Q How much house can I afford on $80,000 income?

Using 28% front-end DTI: max PITI of $1,867/month. With 20% down at 6.30% mortgage rate, that supports a home around $295K. With 10% down, plus PMI, around $250-265K. Add closing costs and reserves; budget for $230K-$270K home purchase.

Q What is the 28/36 rule?

A conservative mortgage affordability guideline: keep mortgage PITI under 28% of gross monthly income (front-end DTI), and total debt (mortgage + car + student loans + credit cards) under 36%. Some lenders allow 33/45 with excellent credit; CFPB caps Qualified Mortgages at 43% back-end. Personal finance experts recommend 28/36 or stricter.
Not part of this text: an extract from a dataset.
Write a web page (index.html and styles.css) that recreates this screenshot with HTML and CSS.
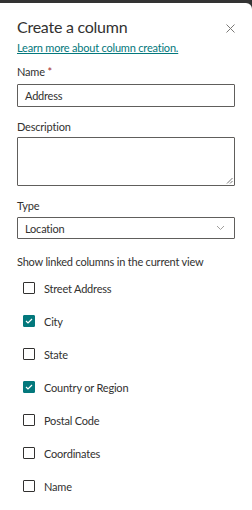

Q How do lenders calculate DTI?

Front-end: PITI ÷ gross monthly income. Back-end: (PITI + all minimum debt payments) ÷ gross monthly income. Income includes base salary, bonus history, commissions, RSU income with 2-year track record, rental income, alimony. Excludes: utilities, food, insurance other than escrowed, voluntary 401(k), one-time bonuses without history.

Q Can I qualify for a mortgage with high student loans?

Yes, if total back-end DTI stays below cap. Student loans on income-driven repayment plans count as the IDR amount, not full standard 10-year. Some Fannie Mae programs allow 1% of balance OR actual IDR payment. FHA may use 0.5% of balance. Strategy: use IDR plan to lower payment ratio for mortgage qualification.

Q Why are some lenders willing to approve higher DTI?

Compensating factors: large cash reserves (12+ months PITI), excellent credit (760+), large down payment (30-40%), substantial assets, stable employment in protected field. Manual underwriting (vs. automated) at portfolio lenders, credit unions, and jumbo lenders allows higher DTI than automated systems.

Q How much should I have saved beyond the down payment?

Most lenders require 2-6 months PITI in reserves post-closing. Beyond that, financial planners recommend: 3-6 month emergency fund (separate), 1-2% of home value annually for maintenance, $5K-$10K furniture/appliances buffer for new homeowners. Total cash needed at closing typically 25-30% of home value when factoring all of this.

Q How do I lower my DTI?

Three options: (1) increase income (raise, bonus, side income, RSU history), (2) reduce monthly debt (pay off car loan, snowball credit cards), (3) refinance high-rate debt to lower payments. Most effective: pay off the highest-payment debt (car loan most common). Some lenders allow paying off balances at closing — bring documentation.

Q Should I max out what the lender approves?

Almost never. Lenders approve based on CFPB minimums and credit risk; they don't consider your retirement savings, kids' college needs, hobbies, travel, or lifestyle. The "house poor" syndrome (technically affordable but no money for anything else) is real. Most fee-only advisors recommend 80% of lender max as the comfortable upper bound.